Under current constitutional law, race, sex and orientation discrimination may only occur upon a very high showing of necessity. “We could achieve all the benefits we cite as requiring discrimination merely by babbling some of our standard cliches” does not reach that high bar.

And, of course, none of these studies even consider, much less grapple with, the fact that most institutions of higher education have become epistemically closed systems at which almost all of the faculty are hard-left and virtually the only positions taught or permitted to be expressed are hard-left. All the surface-characteristic diversity in the world isn’t going to make a lick of difference if all of a corporation’s employees think in exactly the same way, except that some employees – because of their race (or sex, or orientation) – are empowered to have a chip on their shoulders, while other, non-favored groups are required perpetually to cringe, apologize and be okay with not advancing despite their skills, effort and merit.

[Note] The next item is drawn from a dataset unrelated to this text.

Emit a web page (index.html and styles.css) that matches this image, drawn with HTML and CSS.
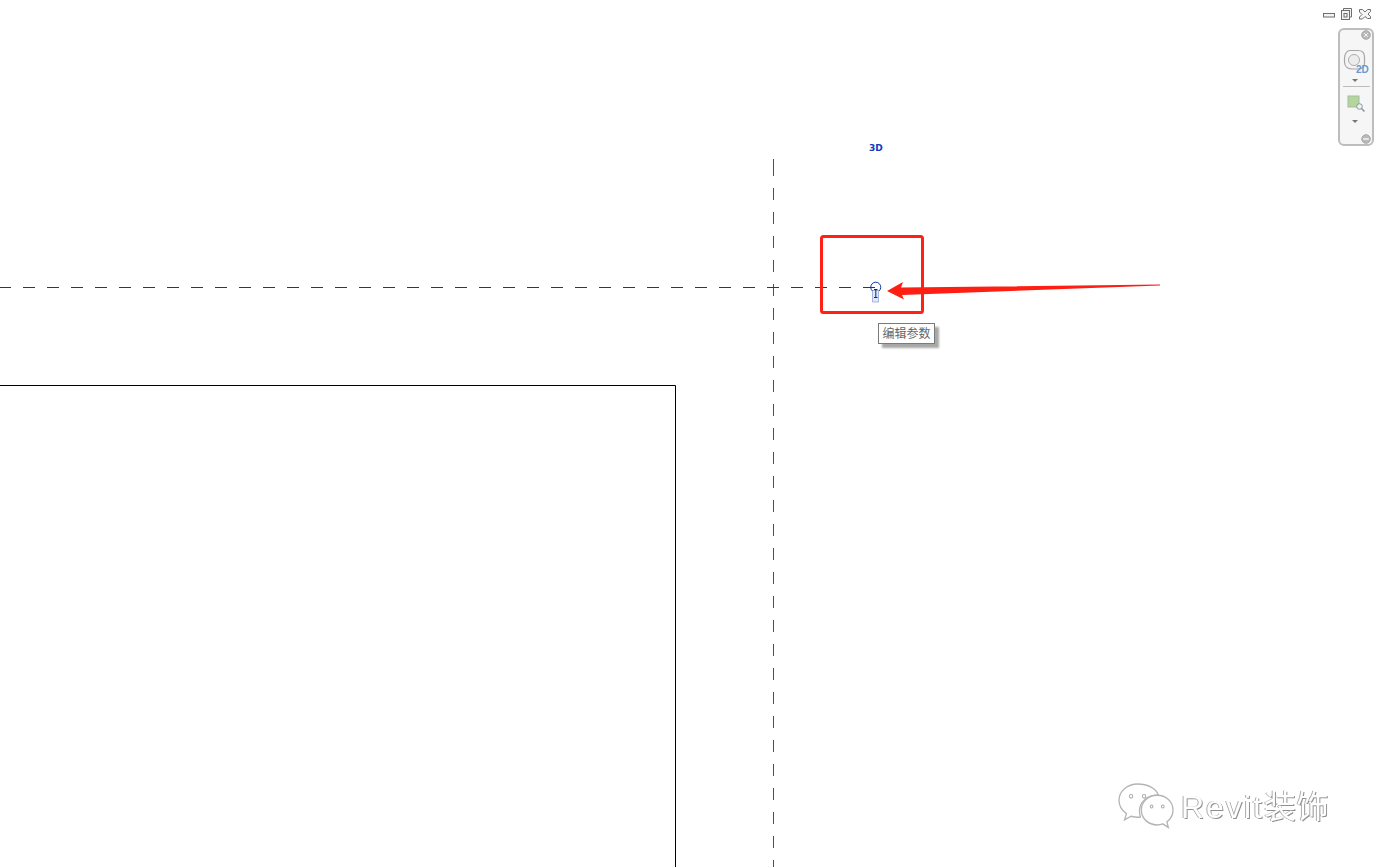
FILE: index.html
```html
<!DOCTYPE html>
<html lang="zh">
<head>
<meta charset="utf-8">
<title>编辑参数</title>
<link rel="stylesheet" href="styles.css">
</head>
<body>
<main class="canvas">
  <svg class="drawing" width="1374" height="867" viewBox="0 0 1374 867">
    <polyline class="outline" points="0,385.5 675.5,385.5 675.5,867"/>
    <line class="ref-v" x1="773.5" y1="159" x2="773.5" y2="176"/>
    <line class="ref-v dashed" x1="773.5" y1="188" x2="773.5" y2="867"/>
    <line class="ref-h dashed" x1="-1" y1="287.5" x2="875" y2="287.5"/>
    <rect class="mark" x="821.5" y="236.5" width="101" height="76" rx="2"/>
    <path class="key-body" d="M872.5 290.5h6v11.500h-6z"/>
    <path class="key-ring" d="M872.500 291a5 5 0 1 1 6.500 0"/>
    <path class="key-bar" d="M874 289.500h3.500M875.800 289.500v8M874 297.500h3.500"/>
    <path class="arrow" d="M887 291 L903 282 L901 287.6 L1160 284.6 L1160 285.6 L902 295 L904 299.500 Z"/>
  </svg>

  <span class="label-3d">3D</span>
  <div class="tooltip">编辑参数</div>

  <div class="win-controls">
    <svg class="win-icon" width="14" height="14" viewBox="0 0 14 14"><rect class="win-line" x="1.5" y="6.5" width="11" height="3.5"/></svg>
    <svg class="win-icon" width="14" height="14" viewBox="0 0 14 14"><path class="win-line" d="M4.5 3.5V1.5h8v8.500h-2"/><rect class="win-line" x="2.500" y="3.500" width="8" height="9"/><rect class="win-line" x="5" y="6.500" width="3" height="3.500"/></svg>
    <svg class="win-icon win-close" width="14" height="14" viewBox="0 0 14 14"><path class="win-line" d="M1.500 2.500h3l2.500 2.500 2.500-2.500h3v2l-2.500 2.500 2.500 2.500v2h-3L7 9.500 4.500 12h-3v-2L4 7.500 1.500 5z"/></svg>
  </div>

  <aside class="navbar">
    <svg class="nav-round close" width="10" height="10" viewBox="0 0 10 10"><circle cx="5" cy="5" r="4.300"/><path class="glyph" d="M3.200 3.200l3.600 3.600M6.800 3.200l-3.600 3.600"/></svg>
    <div class="wheel">
      <svg width="24" height="24" viewBox="0 0 24 24"><path class="wheel-outer" d="M7 1.500h8c4 0 6.500 2.500 6.500 6.500v6c0 4-3 6-7 6h-5c-4.500 0-8-2.500-8-7V9c0-4 2.500-7.500 5.500-7.500z"/><circle class="wheel-inner" cx="11" cy="11" r="5.500"/></svg>
      <span class="label-2d">2D</span>
    </div>
    <span class="caret"></span>
    <hr class="divider">
    <svg class="zoom-icon" width="20" height="20" viewBox="0 0 20 20"><rect class="zoom-sheet" x="1" y="1" width="11" height="11"/><circle class="zoom-lens" cx="12.500" cy="11.500" r="2.800"/><path class="zoom-handle" d="M14.500 13.500l3 3"/></svg>
    <span class="caret lower"></span>
    <svg class="nav-round more" width="10" height="10" viewBox="0 0 10 10"><circle cx="5" cy="5" r="4.300"/><path class="glyph thick" d="M2.200 5h5.600"/></svg>
  </aside>

  <div class="watermark">
    <svg class="wechat" width="54" height="44" viewBox="2 2 58 43" preserveAspectRatio="none">
      <path class="bubble" d="M22 2C11 2 2 9 2 18c0 5.500 3 10 8 13l-2 6 7-3.500c2 .5 4.500 1 7 1 1 0 2 0 3-.2-.7-2-1-3.800-1-5.800 0-9 8.500-15.500 19-15.500h1.500C42 6.500 33 2 22 2z"/>
      <path class="bubble" d="M43 13c-9.500 0-17 6.300-17 14.500S33.500 42 43 42c2 0 4-.3 6-1l6 3.500-1.500-5.500c4-2.700 6.500-6.800 6.500-11.500C60 19.300 52.500 13 43 13z"/>
      <circle class="bubble-eye" cx="15" cy="14" r="1.800"/><circle class="bubble-eye" cx="29" cy="14" r="1.800"/>
      <circle class="bubble-eye" cx="37" cy="24" r="1.500"/><circle class="bubble-eye" cx="49" cy="24" r="1.500"/>
    </svg>
    <span class="wm-text"><span class="wm-latin">Revit</span>装饰</span>
  </div>
</main>
</body>
</html>
```
FILE: styles.css
```css
* { box-sizing: border-box; }
html, body { margin: 0; padding: 0; background: #fff; }
body { width: 1374px; height: 867px; overflow: hidden; font-family: "Liberation Sans", "Noto Sans CJK SC", sans-serif; }
.canvas { position: relative; width: 1374px; height: 867px; overflow: hidden; background: #fff; }
.drawing { position: absolute; left: 0; top: 0; display: block; }
.drawing * { fill: none; }
.outline { stroke: #000; stroke-width: 1; }
.ref-v { stroke: #0b7a1a; stroke-width: 1; }
.ref-h { stroke: #0b38a8; stroke-width: 1; }
.dashed { stroke-dasharray: 12 12; }
.mark { stroke: #ff2116; stroke-width: 3; }
.drawing .arrow { fill: #ff1f12; }
.drawing .key-body { fill: #dfe7f8; stroke: #a3b6e0; stroke-width: 1; }
.key-ring { stroke: #0b38a8; stroke-width: 1; }
.key-bar { stroke: #0a2a80; stroke-width: 1; }

.label-3d { position: absolute; left: 869px; top: 143px; font: bold 9px/11px "DejaVu Sans", sans-serif; color: #0b3ac0; }

.tooltip { position: absolute; left: 878px; top: 323px; width: 57px; height: 21px; border: 1px solid #7a7a7a; background: #fff; box-shadow: 4px 4px 2px #a8a8a8; color: #666; font: 12px/18px "Noto Sans CJK SC", sans-serif; text-align: center; }

.win-controls { position: absolute; left: 1322px; top: 7px; display: flex; gap: 3px; }
.win-icon { display: block; }
.win-close { margin-left: 2px; }
.win-line { fill: #f4f4f4; stroke: #6f6f6f; stroke-width: 1; }

.navbar { position: absolute; left: 1338px; top: 28px; width: 36px; height: 118px; border: 2px solid #bdbdbd; border-radius: 6px; background: #f6f6f6; display: flex; flex-direction: column; align-items: center; padding-top: 18px; }
.nav-round { position: absolute; right: 1px; display: block; }
.nav-round.close { top: 0; }
.nav-round.more { bottom: 0; }
.nav-round circle { fill: #b9b9b9; stroke: #a8a8a8; }
.glyph { fill: none; stroke: #f4f4f4; stroke-width: 1; }
.glyph.thick { stroke-width: 1.500; }
.wheel { position: relative; width: 30px; height: 26px; flex: none; }
.wheel svg { position: absolute; left: 2px; top: 1px; display: block; }
.wheel-outer { fill: #f4f4f4; stroke: #a6a6a6; stroke-width: 1.200; }
.wheel-inner { fill: #ececec; stroke: #adadad; stroke-width: 1; }
.label-2d { position: absolute; left: 15px; top: 16px; font: bold 10px/11px "Liberation Sans", sans-serif; color: #6a9acf; }
.caret { width: 0; height: 0; margin-top: 5px; margin-left: -2px; border-left: 3px solid transparent; border-right: 3px solid transparent; border-top: 3px solid #777; flex: none; }
.caret.lower { margin-top: 5px; }
.divider { width: 27px; height: 1px; margin: 4px 0 0; border: 0; background: #bdbdbd; flex: none; }
.zoom-icon { display: block; margin: 8px 0 0 2px; flex: none; }
.zoom-sheet { fill: #b5d4a0; stroke: #a3c093; stroke-width: 1; }
.zoom-lens { fill: #eef2f4; stroke: #8d979c; stroke-width: 1; }
.zoom-handle { fill: none; stroke: #8d979c; stroke-width: 1.600; }

.watermark { position: absolute; left: 1119px; top: 784px; display: flex; align-items: flex-start; gap: 8px; }
.wechat { display: block; flex: none; overflow: visible; }
.bubble { fill: #fff; stroke: #b4b4b4; stroke-width: 1.400; }
.bubble-eye { fill: #fff; stroke: #a8a8a8; stroke-width: 1; }
.wm-text { font: 32px/46px "Liberation Sans", "Noto Sans CJK SC", sans-serif; color: #fff; text-shadow: -1px 0 0 #aaa, 1px 1px 0 #909090; will-change: transform; white-space: nowrap; letter-spacing: .6px; }
.wm-latin { letter-spacing: 2px; }
```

Yet this is exactly the system and the setting that these corporations have urged as justifying continuing race, sex and orientation discrimination, and that they celebrate as profit-driving diversity and inclusion.

Note well: This corporate reliance on shoddy, non-objective, bog-standard “research” to justify its staking out a hard-left, pro-discrimination position is not unique to affirmative action or to equity-based discrimination generally. All of the research these companies rely on for their claims that the companies’ financial futures require them to adopt the hard-left political line are junk. The format of their amicus brief just made the fundamental bias and unreliability of the work particularly clear this time.

Shoddiness and bias in the defense of overt bigotry is, needless to say, somewhat inconsistent with corporate executives’ fiduciary duties to act neutrally and objectively to advance the pecuniary best interests of shareholders.